Deprem ve PKK’ya karşı askeri harekât haberlerinin arasında dikkatinizden kaçmış olabilir.
O yüzden tekrar yazayım: 4 öğrenci öldü,26 öğrenci yaralandı! Evet, sürücü hariç 30 kişi bir servis minibüsünün içinde yolculuk yapıyordu!
Kars Valisi kazadan sonra şu açıklamayı yaptı:
“17 kişilik minibüse 30 kişi bindirilmiş. İşin enteresan tarafı sürücünün de sürücü belgesi yok.”
Bence “asıl enteresan olan” sürücünün ehliyetinin olmaması değil, Vali Bey’in sanki orada devleti temsil etmeyen sıradan bir insanmış gibi konuşması.
17 kişilik servis minibüsüne 30 kişi bindiriliyorsa, sürücünün ehliyeti bile yoksa bunu yakalayıp önlemek kimin işiydi?
Trafik polisleri görevlerini yapmıyorsa, o kentte “Valiyim” diye dolaşmak ayıp değil mi? Kars’ta kamu görevlilerinin işlerini düzgün yapmalarını sağlamak kimin sorumluluğunda?
Çocukların okulundaki hiçbir öğretmen, ya da milli eğitim müdürü merak etmedi mi, “Bu çocuklar nasıl gelip gidiyorlar, bu aracın sürücüsü kim, bu işi yapabilir mi” diye?
Sarıkamış’ta bir kaymakam, bir emniyet müdürü, bir trafik amiri yok mu? Dört çocuğun sırf kamu görevlileri işlerini yapmıyorlar diye öldüğü bir ilçede huzur içinde maaşlarını almaya devam edebilecekler mi?
Kars Valisi’ne ve onun emrindeki öteki kamu görevlilerine kızıyorum ama aslına bakarsanız İstanbul’da, Ankara’da, İzmir’de de, Türkiye’nin her köşesinde durum farklı değil.
Öğrenci servisleri Allah’a emanet, kamu görevlilerinin, valilerin, kaymakamların, emniyet müdürlerinin ilgi alanına girmiyor.

Fener’den Fener’e fark var!

DÜN Sabah’ın birinci sayfasında “Fener’in hesabına MASAK el koydu” başlığını görünce şöyle düşündüm: “MASAK Başkanı da bugün yarın koltuğu kaybeder!”
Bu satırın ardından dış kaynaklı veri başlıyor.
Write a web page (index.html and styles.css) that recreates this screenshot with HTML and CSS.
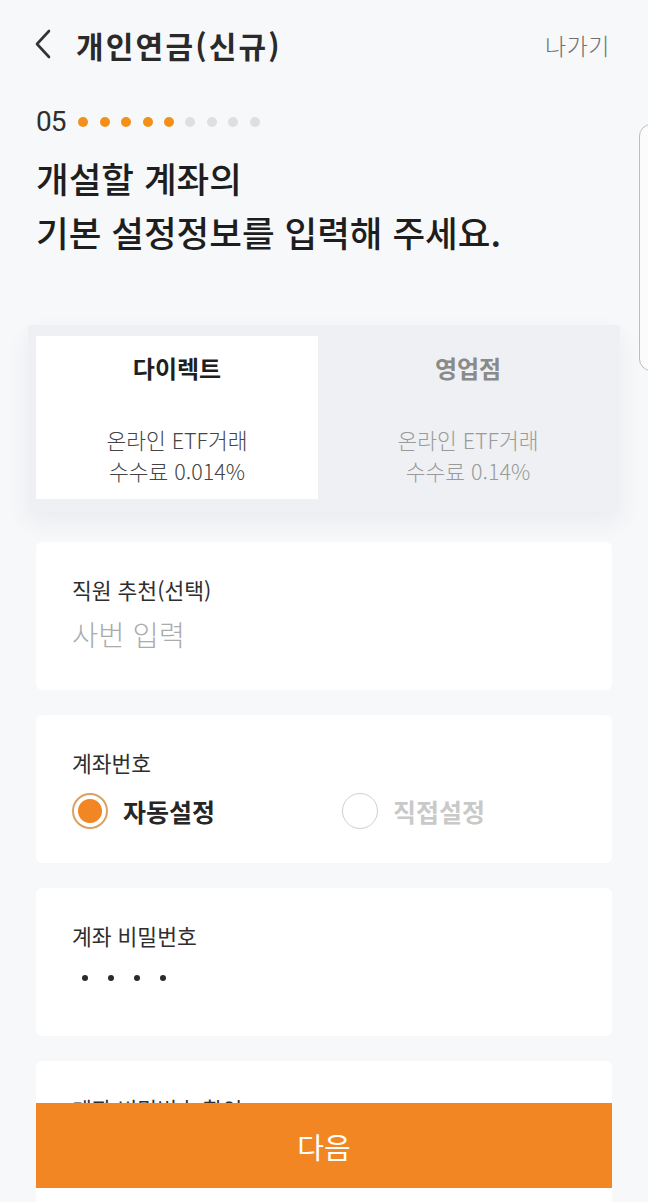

Yurtdışındaydım ve gazeteleri I-Pad’den okuyordum, başlıklar kolay okunuyor ama sayfa tam olarak yüklenene kadar altındaki yazıyı net olarak okuyamıyorsunuz.
MASAK Başkanı için endişelenmem bundan kaynaklandı, hesaplarına el konan Fener’i “Deniz Feneri” zannettim çünkü.
Meğerse değilmiş, hesaplarına el konan Fener, Fenerbahçe imiş, şike için kulüpten ödeme yapılıp yapılmadığı araştırılacakmış.
19 maçta şike yapıldığı iddia ediliyor ve bu araştırma bugüne kadar yapılmamış! İlginç bir durum tabii! Bir tür “cinayet var ama ortada ceset ve cinayet silahı yok” durumu olmalı bu.
Neyse, biz yine Deniz Feneri’ne dönelim! Almanya’daki mahkemenin “asıl suçlular” diye işaret ettiği kişiler tutuksuz yargılanacaklar. Çünkü “Bağımsız ve Yüce Türk Adaleti”, tutukluluk halinin cezalandırmaya dönüşmesini istemiyor! Ama aynı soruşturmada “ikinci derecede suçlu kabul edilebilecek” iki sanığın tutukluluk halinin devamına karar verildi. Biri bilgi işlem müdürü, öbürü muhasebeci! Demek ki patronlarının haberi olmadan kendi başlarına işlemişler iddia edilen suçları!
Gördüğünüz gibi kanun önünde bütün vatandaşlar eşit ama bazıları çok çok daha fazla eşit!
Bir de George Orwell’in Hayvan Çiftliği’ne “bilim kurgu” diyorlar. Adam 2011’in Türk adalet sistemini yazmış; bilim kurgu değil, falcılık yapmış!